> DIRECTIONS
Give back every line exactly as it appears, pictures excluded.

_____

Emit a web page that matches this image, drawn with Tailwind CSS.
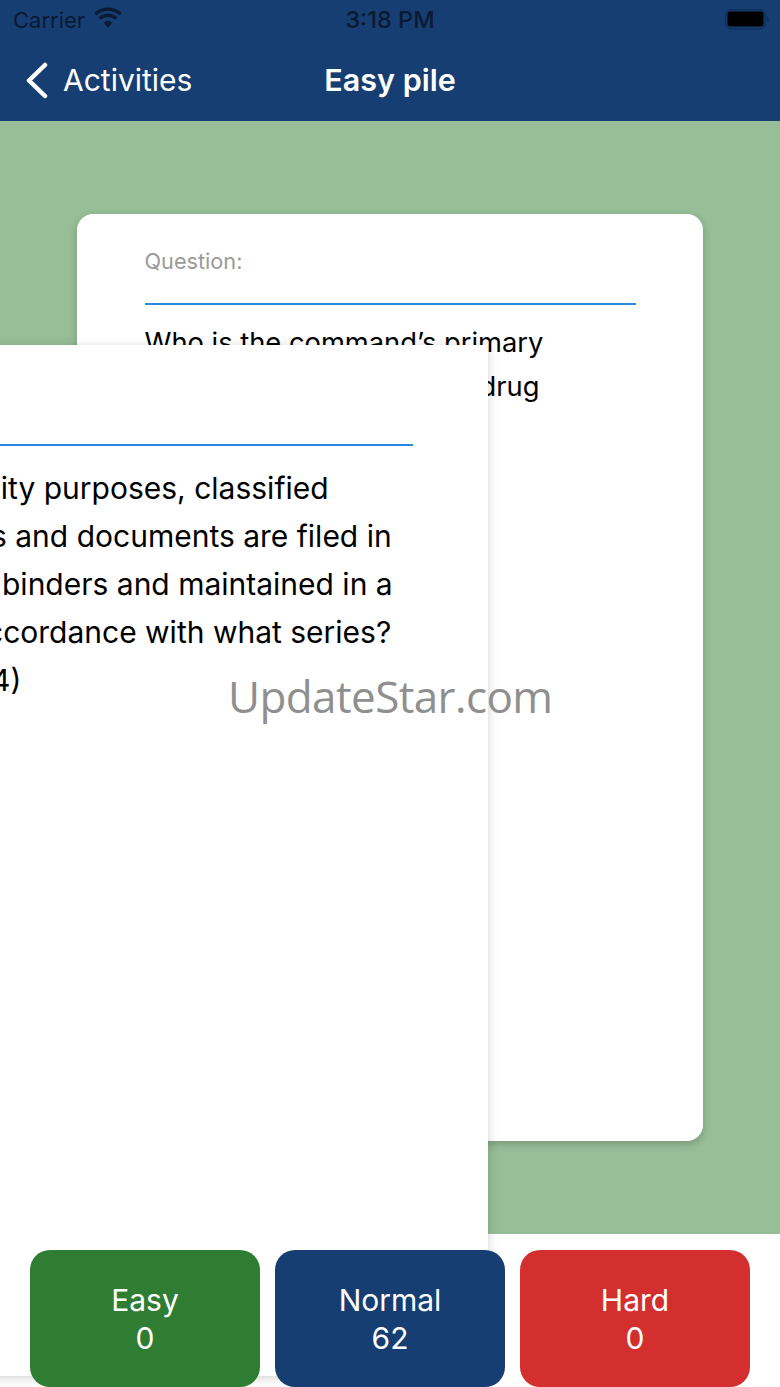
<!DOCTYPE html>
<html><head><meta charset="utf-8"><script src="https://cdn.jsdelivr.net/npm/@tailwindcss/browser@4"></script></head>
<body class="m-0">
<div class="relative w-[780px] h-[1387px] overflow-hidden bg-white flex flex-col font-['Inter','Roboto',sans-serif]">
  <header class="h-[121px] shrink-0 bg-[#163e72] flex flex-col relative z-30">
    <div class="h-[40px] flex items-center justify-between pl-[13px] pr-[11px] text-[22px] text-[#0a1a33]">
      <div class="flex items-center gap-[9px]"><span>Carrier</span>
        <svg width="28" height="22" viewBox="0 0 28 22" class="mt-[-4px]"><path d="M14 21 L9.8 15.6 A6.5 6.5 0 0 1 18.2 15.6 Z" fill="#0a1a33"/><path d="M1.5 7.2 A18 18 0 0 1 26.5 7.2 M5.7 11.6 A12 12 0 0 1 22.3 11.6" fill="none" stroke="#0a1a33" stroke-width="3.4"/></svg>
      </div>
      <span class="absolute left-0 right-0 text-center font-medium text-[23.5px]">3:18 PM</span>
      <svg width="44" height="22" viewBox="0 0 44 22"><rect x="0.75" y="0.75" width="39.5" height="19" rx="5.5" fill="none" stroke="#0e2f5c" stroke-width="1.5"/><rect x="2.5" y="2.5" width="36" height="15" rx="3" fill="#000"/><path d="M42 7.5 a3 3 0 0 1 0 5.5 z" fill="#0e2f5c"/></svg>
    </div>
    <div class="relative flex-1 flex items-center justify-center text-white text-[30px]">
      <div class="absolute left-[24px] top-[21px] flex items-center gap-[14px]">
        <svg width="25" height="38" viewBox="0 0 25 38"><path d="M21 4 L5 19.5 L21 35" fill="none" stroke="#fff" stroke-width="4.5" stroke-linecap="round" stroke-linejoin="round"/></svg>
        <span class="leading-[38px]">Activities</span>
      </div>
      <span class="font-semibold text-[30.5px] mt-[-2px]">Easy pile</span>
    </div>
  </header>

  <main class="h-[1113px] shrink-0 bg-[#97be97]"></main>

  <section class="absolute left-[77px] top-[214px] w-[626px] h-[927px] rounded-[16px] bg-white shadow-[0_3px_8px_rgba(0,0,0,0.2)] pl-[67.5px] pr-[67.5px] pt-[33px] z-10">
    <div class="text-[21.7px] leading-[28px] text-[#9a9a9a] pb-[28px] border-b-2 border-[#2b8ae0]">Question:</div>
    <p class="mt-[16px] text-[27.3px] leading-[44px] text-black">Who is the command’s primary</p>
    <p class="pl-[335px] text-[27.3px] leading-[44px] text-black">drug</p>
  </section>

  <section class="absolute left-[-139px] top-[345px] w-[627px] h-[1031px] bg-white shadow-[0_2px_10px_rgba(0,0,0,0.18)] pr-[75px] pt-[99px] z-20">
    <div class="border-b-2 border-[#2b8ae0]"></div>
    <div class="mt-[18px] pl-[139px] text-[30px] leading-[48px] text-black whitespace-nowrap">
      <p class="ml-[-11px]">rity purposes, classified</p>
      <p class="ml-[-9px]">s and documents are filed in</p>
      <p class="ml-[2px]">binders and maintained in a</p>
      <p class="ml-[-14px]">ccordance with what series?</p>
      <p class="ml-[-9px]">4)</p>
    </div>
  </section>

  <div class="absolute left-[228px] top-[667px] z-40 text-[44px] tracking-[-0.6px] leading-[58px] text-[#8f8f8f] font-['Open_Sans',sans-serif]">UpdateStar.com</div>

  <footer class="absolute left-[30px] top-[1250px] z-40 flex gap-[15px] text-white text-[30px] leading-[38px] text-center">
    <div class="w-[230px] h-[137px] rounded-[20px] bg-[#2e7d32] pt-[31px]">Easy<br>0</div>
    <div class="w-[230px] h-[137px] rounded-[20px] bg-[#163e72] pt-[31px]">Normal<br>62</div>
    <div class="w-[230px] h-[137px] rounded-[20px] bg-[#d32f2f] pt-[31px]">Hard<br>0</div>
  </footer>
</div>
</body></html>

_____

> EXERCISE RESPONSE
Emit a web page that matches this image, drawn with Tailwind CSS.
<!DOCTYPE html>
<html><head><meta charset="utf-8"><script src="https://cdn.jsdelivr.net/npm/@tailwindcss/browser@4"></script></head>
<body class="m-0">
<div class="relative w-[780px] h-[1387px] overflow-hidden bg-white flex flex-col font-['Inter','Roboto',sans-serif]">
  <header class="h-[121px] shrink-0 bg-[#163e72] flex flex-col relative z-30">
    <div class="h-[40px] flex items-center justify-between pl-[13px] pr-[11px] text-[22px] text-[#0a1a33]">
      <div class="flex items-center gap-[9px]"><span>Carrier</span>
        <svg width="28" height="22" viewBox="0 0 28 22" class="mt-[-4px]"><path d="M14 21 L9.8 15.6 A6.5 6.5 0 0 1 18.2 15.6 Z" fill="#0a1a33"/><path d="M1.5 7.2 A18 18 0 0 1 26.5 7.2 M5.7 11.6 A12 12 0 0 1 22.3 11.6" fill="none" stroke="#0a1a33" stroke-width="3.4"/></svg>
      </div>
      <span class="absolute left-0 right-0 text-center font-medium text-[23.5px]">3:18 PM</span>
      <svg width="44" height="22" viewBox="0 0 44 22"><rect x="0.75" y="0.75" width="39.5" height="19" rx="5.5" fill="none" stroke="#0e2f5c" stroke-width="1.5"/><rect x="2.5" y="2.5" width="36" height="15" rx="3" fill="#000"/><path d="M42 7.5 a3 3 0 0 1 0 5.5 z" fill="#0e2f5c"/></svg>
    </div>
    <div class="relative flex-1 flex items-center justify-center text-white text-[30px]">
      <div class="absolute left-[24px] top-[21px] flex items-center gap-[14px]">
        <svg width="25" height="38" viewBox="0 0 25 38"><path d="M21 4 L5 19.5 L21 35" fill="none" stroke="#fff" stroke-width="4.5" stroke-linecap="round" stroke-linejoin="round"/></svg>
        <span class="leading-[38px]">Activities</span>
      </div>
      <span class="font-semibold text-[30.5px] mt-[-2px]">Easy pile</span>
    </div>
  </header>

  <main class="h-[1113px] shrink-0 bg-[#97be97]"></main>

  <section class="absolute left-[77px] top-[214px] w-[626px] h-[927px] rounded-[16px] bg-white shadow-[0_3px_8px_rgba(0,0,0,0.2)] pl-[67.5px] pr-[67.5px] pt-[33px] z-10">
    <div class="text-[21.7px] leading-[28px] text-[#9a9a9a] pb-[28px] border-b-2 border-[#2b8ae0]">Question:</div>
    <p class="mt-[16px] text-[27.3px] leading-[44px] text-black">Who is the command’s primary</p>
    <p class="pl-[335px] text-[27.3px] leading-[44px] text-black">drug</p>
  </section>

  <section class="absolute left-[-139px] top-[345px] w-[627px] h-[1031px] bg-white shadow-[0_2px_10px_rgba(0,0,0,0.18)] pr-[75px] pt-[99px] z-20">
    <div class="border-b-2 border-[#2b8ae0]"></div>
    <div class="mt-[18px] pl-[139px] text-[30px] leading-[48px] text-black whitespace-nowrap">
      <p class="ml-[-11px]">rity purposes, classified</p>
      <p class="ml-[-9px]">s and documents are filed in</p>
      <p class="ml-[2px]">binders and maintained in a</p>
      <p class="ml-[-14px]">ccordance with what series?</p>
      <p class="ml-[-9px]">4)</p>
    </div>
  </section>

  <div class="absolute left-[228px] top-[667px] z-40 text-[44px] tracking-[-0.6px] leading-[58px] text-[#8f8f8f] font-['Open_Sans',sans-serif]">UpdateStar.com</div>

  <footer class="absolute left-[30px] top-[1250px] z-40 flex gap-[15px] text-white text-[30px] leading-[38px] text-center">
    <div class="w-[230px] h-[137px] rounded-[20px] bg-[#2e7d32] pt-[31px]">Easy<br>0</div>
    <div class="w-[230px] h-[137px] rounded-[20px] bg-[#163e72] pt-[31px]">Normal<br>62</div>
    <div class="w-[230px] h-[137px] rounded-[20px] bg-[#d32f2f] pt-[31px]">Hard<br>0</div>
  </footer>
</div>
</body></html>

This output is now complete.